Oltre a leggere il tuo libro che consigli pratici quotidiani
daresti agli uomini e alle donne per iniziare a innescare un cambiamento al
fine di non perpetuare stereotipi nocivi al nostro sguardo sul tema femminile?





Di osservarsi e osservare intorno a sé se la presenza del maschile
e del femminile è una presenza fondata sulla pari dignità. Nei ruoli professionali,
nelle rappresentazioni degli spettacoli e anche nell’educazione che viene
impartita ai nostri figli e alle nostre figlie, osservarlo attorno a una
tavola.

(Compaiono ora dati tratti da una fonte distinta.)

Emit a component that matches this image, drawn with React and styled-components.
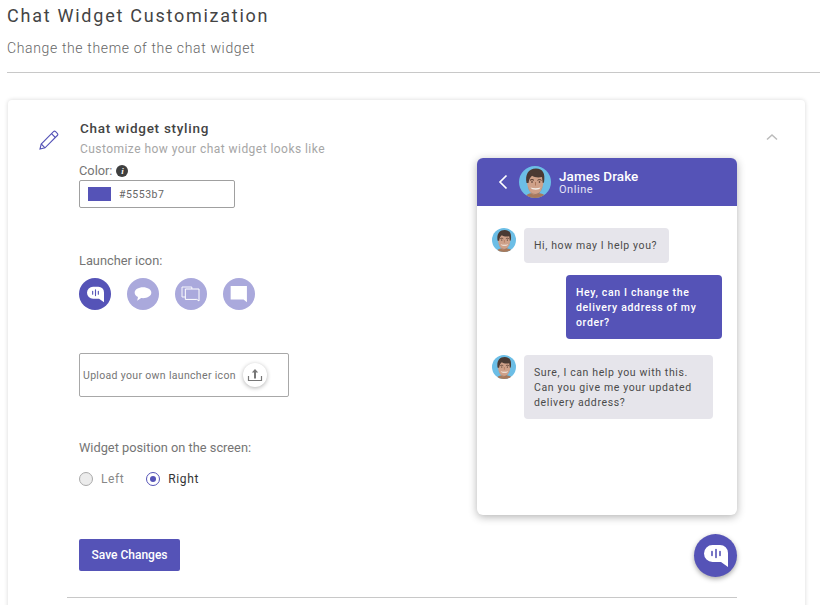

Osservare e quindi modificare i propri comportamenti a seguito di
questa osservazione. E che gli uomini rinuncino alla loro modalità proprietaria
rispetto a ciò che li circonda. L’altro giorno ho visto una bella ragazza che
passava sul treno. Tutti i maschi la osservavano e lei lo sapeva. Gli uomini
avevano una condizione di presa su di lei. Immagina te stessa. Se tu dovessi
passare tra due ali di maschi proveresti disagio? Penso di sì. Penso che ci sia
sempre un senso di disagio. Non penso che possa crearsi una situazione inversa.
E questo è l’atteggiamento predatorio maschile interiorizzato che porta a una
sensazione o a uno stato d’animo di soggezione del femminile. Quando noi ci
accorgeremo di questo e lo vedremo in modo palpabile nei nostri comportamenti
comprendendo quanto sia fastidioso lo sguardo di un uomo quando non corrisposto
alla volontà di chi viene osservata, sarà un passaggio importante. Penso che
sia suo diritto osservare una donna ma è ben diverso dal guardare in maniera
continuativa e invadente.  Io non mi
permetterei mai di farlo con un uomo. È una questione di rispetto per l’altro.
Quando cammino con mia figlia e ci sono persone che la guardano in maniera
insistente io vado a chiedere a quelle persone perché lo fanno. Non dire nulla
è come accettare questa morbosità, accettarla come se fosse un diritto. E’ una
questione di dignità e di rispetto dell’altro.